我有很长一段时间没有再见过Juno,再见面时,他拖着身旁女生的手说:「我女朋友。」那一晚的我镇定自如地谈笑风声,一直努力保持清醒,保持分寸。回到住处时,心脏就好像在浸满玻璃碎的血液里跳动,每跳一下就被割开一个口子,晦暗的血肉从中涌出,我用了很长一段时间才独自吞下所有的耿耿于怀。

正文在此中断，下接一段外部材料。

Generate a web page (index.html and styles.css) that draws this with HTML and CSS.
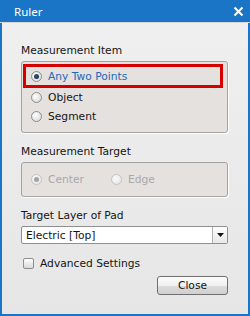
FILE: index.html
```html
<!DOCTYPE html>
<html lang="en">
<head>
    <meta charset="UTF-8">
    <meta name="viewport" content="width=device-width, initial-scale=1.0">
    <title>Ruler</title>
    <link rel="stylesheet" href="styles.css">
</head>
<body>
    <div class="window">
        <div class="titlebar">
            <span class="title">Ruler</span>
            <svg class="close-x" width="11" height="11" viewBox="0 0 11 11">
                <path d="M1.5 1.5 L9.5 9.5 M9.5 1.5 L1.5 9.5" stroke="#ffffff" stroke-width="2" fill="none"/>
            </svg>
        </div>
        <div class="content">
            <div class="label">Measurement Item</div>
            <div class="group">
                <div class="option selected">
                    <span class="radio checked"></span>
                    <span class="option-text">Any Two Points</span>
                </div>
                <div class="option">
                    <span class="radio"></span>
                    <span class="option-text">Object</span>
                </div>
                <div class="option">
                    <span class="radio"></span>
                    <span class="option-text">Segment</span>
                </div>
            </div>

            <div class="label spaced">Measurement Target</div>
            <div class="group inline disabled">
                <div class="option">
                    <span class="radio checked"></span>
                    <span class="option-text">Center</span>
                </div>
                <div class="option">
                    <span class="radio"></span>
                    <span class="option-text">Edge</span>
                </div>
            </div>

            <div class="label spaced">Target Layer of Pad</div>
            <div class="select">
                <span class="select-value">Electric [Top]</span>
                <span class="select-button">
                    <svg width="7" height="4" viewBox="0 0 7 4"><path d="M0 0 H7 L3.5 4 Z" fill="#111"/></svg>
                </span>
            </div>

            <div class="check-row">
                <span class="checkbox"></span>
                <span>Advanced Settings</span>
            </div>

            <div class="buttons">
                <button class="btn">Close</button>
            </div>
        </div>
    </div>
</body>
</html>
```

FILE: styles.css
```css
body {
    margin: 0;
    font-family: "DejaVu Sans", Verdana, sans-serif;
    font-size: 10.7px;
    color: #141414;
}
.window {
    width: 250px;
    height: 316px;
    box-sizing: border-box;
    border: 2px solid #1b75c6;
    border-top: 0;
    display: flex;
    flex-direction: column;
    background: linear-gradient(#f0f0f0, #e6e6e6);
}
.titlebar {
    height: 22px;
    margin: 0 -2px;
    padding: 0 6px 0 14px;
    background-color: #1b75c6;
    display: flex;
    align-items: center;
    justify-content: space-between;
    border-bottom: 1px solid #d8d8d8;
}
.title {
    font-family: "Noto Sans", sans-serif;
    font-size: 11.5px;
    color: #ffffff;
}
.content {
    flex: 1;
    padding: 21px 20px 0 19px;
    display: flex;
    flex-direction: column;
}
.label {
    height: 14px;
    line-height: 14px;
    margin-bottom: 3px;
}
.label.spaced {
    margin-top: 12px;
}
.group {
    border: 1px solid #a3a3a3;
    border-radius: 3px;
    background-color: #e5e1df;
    padding: 2px 0 6px;
    box-shadow: 1px 1px 0 #ffffff;
}
.group.inline {
    display: flex;
    align-items: center;
    height: 33px;
    padding: 0;
    gap: 18px;
}
.option {
    height: 19px;
    display: flex;
    align-items: center;
    padding-left: 9px;
    gap: 6px;
}
.option.selected {
    height: 18px;
    margin: 0 4px 0 1px;
    border: 3px solid #d40000;
    padding-left: 5px;
    color: #2468b8;
}
.radio {
    width: 9px;
    height: 9px;
    border-radius: 50%;
    border: 1px solid #8e8e8e;
    background: radial-gradient(circle at 40% 35%, #ffffff, #d3d3d3);
    display: flex;
    align-items: center;
    justify-content: center;
}
.radio.checked::after {
    content: "";
    width: 5px;
    height: 5px;
    border-radius: 50%;
    background: radial-gradient(circle at 40% 35%, #3d5478, #16243d);
}
.disabled {
    color: #a9a9a9;
}
.disabled .radio {
    border-color: #c4c4c4;
    background: radial-gradient(circle at 40% 35%, #fafafa, #e2e2e2);
}
.disabled .radio.checked::after {
    background: #a4a4a4;
}
.select {
    height: 18px;
    box-sizing: border-box;
    border: 1px solid #8f8f8f;
    border-radius: 2px;
    background-color: #ffffff;
    display: flex;
    align-items: center;
}
.select-value {
    flex: 1;
    padding-left: 4px;
}
.select-button {
    width: 14px;
    height: 100%;
    border-left: 1px solid #b0b0b0;
    background: linear-gradient(#fdfdfd, #e8e8e8);
    display: flex;
    align-items: center;
    justify-content: center;
}
.check-row {
    margin-top: 12px;
    height: 14px;
    display: flex;
    align-items: center;
    gap: 6px;
    padding-left: 2px;
}
.checkbox {
    width: 9px;
    height: 9px;
    border: 1px solid #8e8e8e;
    border-radius: 2px;
    background: linear-gradient(#ffffff, #d8d8d8);
}
.buttons {
    margin-top: 6px;
    display: flex;
    justify-content: flex-end;
}
.btn {
    width: 71px;
    height: 19px;
    padding: 0;
    font-family: "DejaVu Sans", Verdana, sans-serif;
    font-size: 10.7px;
    color: #141414;
    border: 1px solid #707070;
    border-radius: 3px;
    background: linear-gradient(#fbfbfb, #f0f0f0 50%, #dddddd 51%, #cfcfcf);
}
```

我离开了那座城市,又有了新的工作,新的朋友。我还是与Juno保持着不多不少的联络,他知道我到处去旅行,每次都会问我拿行程,然后他会找时间自己去走一趟。我终于遇见倾心的人,Juno说有机会一起吃个饭,转头他又说还是算了。 Juno开始频繁地约我见面,但我那时候真的很忙,总是没时间见他。某天我收到Juno的讯息,「对不起,以前不知道自己想要什么,失去才知道后悔,现在还来得及吗?」已经释怀的我回他,「太迟了,其实那个时候我也不知道自己想要什么。」

在我结婚后的第二年,Juno也结婚了。我们间中仍有联络,多数都是交流跑步或旅行。直到香港开始变,我才发现一个与我平时还算说得上话的朋友,原来政见与我差天与地,谈过几次之后,我单方面不欢而散,就此不再联络。我告诉Nathan,我与Juno的政见差异是何等之深时,Nathan愤怒地说:「你居然大学毕业后一直都同他保持联络,而完全忘记我?!」为安抚这位错重点的大佬,我只好假惺惺说:「所以说明一个问题啊,政见相同的人,不管分隔多久不见面,好朋友就仍是好朋友啊!」「你去食屎!」斯文的Dr.Nathan回我一句就离线忙工作去了。